Madrassas funded mainly by Kuwaiti, Saudi Arabian or Malay­sian groups have cropped up quickly over the past few years. Islamic teachers and missionaries, many of whom are followers of the Wahabi or Dakwah movements, have come, too.

Since the Sept 11 suicide attacks, television footage of young Afghan and Pakistani Islamic students—often young men waving weapons and shouting anti-US slogans—has given many non-Muslims the impression that madrassas are nothing but indoctrination camps for future terrorists.

Ali Sari, a Wahabi and the vice president of the Cambodian Islamic Development Council, dismissed that stereotype. “They never speak about politics, only religious study,” he said.

When asked about Wahabi’s violent adherents in al-Qaida and the Taliban, Ali Sari said, “I don’t believe they are all Islam.” He also dismissed the idea of southern Cambodia becoming part of a regional pan-Islamic state, as called for by militant Muslims.

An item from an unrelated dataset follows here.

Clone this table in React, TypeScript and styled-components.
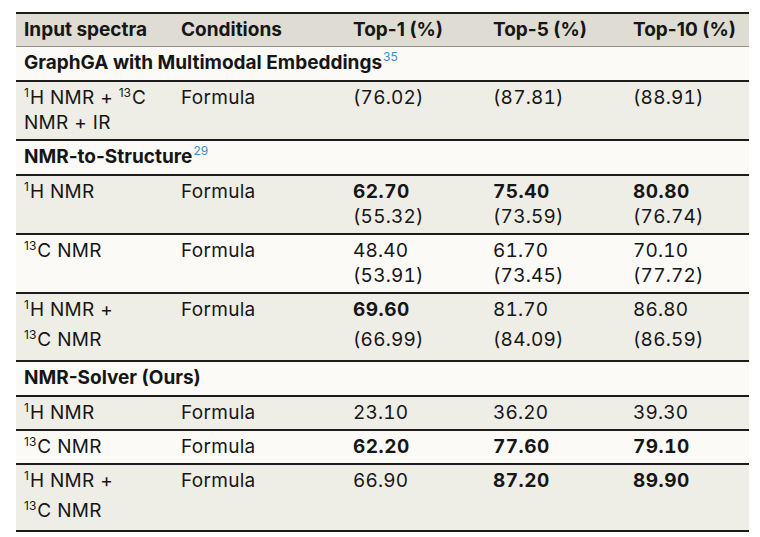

Joudat Bilal is a Pakistani English teacher at one of the countries largest madrassas, which is home to about 700 Cham boys. “Muslims are crushed here. They don’t have valuable jobs. The purpose is to make them good and valuable Muslims,” he said. “They [Islamic teachers] say you should be a perfect Muslim. That’s it.”

Sos Kamri, Cambodia’s mufti, said Chams are worried about Islamic militancy and how it will affect their religion’s place in society. “I personally believe 100 percent that they will not join with the terrorists,” he said. “They have already suffered from war so long.”

A US Embassy official said Thursday that although the Chams now are integrated well into mainstream Cambodian culture, they should not be taken for granted.

He said the US Embassy has initiated outreach efforts with the Chams in order to learn their concerns and to make clear the concerns of the US.

“Our efforts suggest this outreach needs to continue,” the official said. “I certainly wouldn’t categorize them as a hotbed of unrest…. They’re still processing information [from the Cambodian and US governments and from foreign Islamic teachers].

The official also said that he had no information on foreign terrorist threats in Cambodia.